Now more than ever Lisel and I understand our sibling dynamic. We realize it’s okay to have some things in common, especially our love for the Gospel of Jesus Christ. We will inevitably have more quarrels big and small, but we also want the same outcome: to appreciate and lift up one another regardless of all our past (and future) disagreements.

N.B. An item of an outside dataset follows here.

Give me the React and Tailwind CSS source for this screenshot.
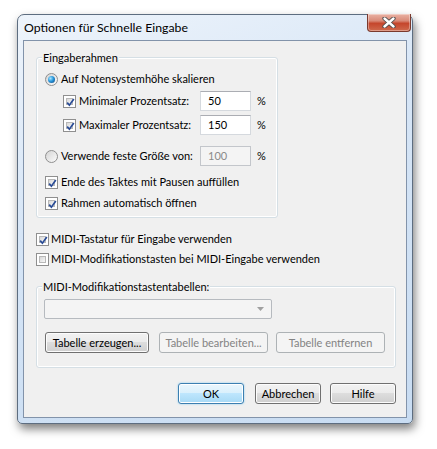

Lisel and I have a Bible verse we selected together that describes our relationship. Proverbs 27:17 says “Iron sharpens iron, and one person sharpens the wits of another.” Arguments sharpen wits, but so does joking about those same arguments. We laugh together, get irritated with each other, and after some more time passes, we laugh about the past irritation as well. We know our patterns. Loving my twin doesn’t mean I need to understand her, mimic her, or spend a lot of time around her. For me, loving my twin means accepting my twin, seeing new humor in past quarrels, and appreciating the banter she can dish back to me when I tease her.
Perhaps there are some stories in the Bible that have shaped one of your relationships, whether they are tales of caution like Esau’s relationship with Jacob or ones of harmonic unity like the story of Ruth and Naomi. The Bible is full of people learning to deal with other people, and their experiences can help us find common ground with friends and foes alike.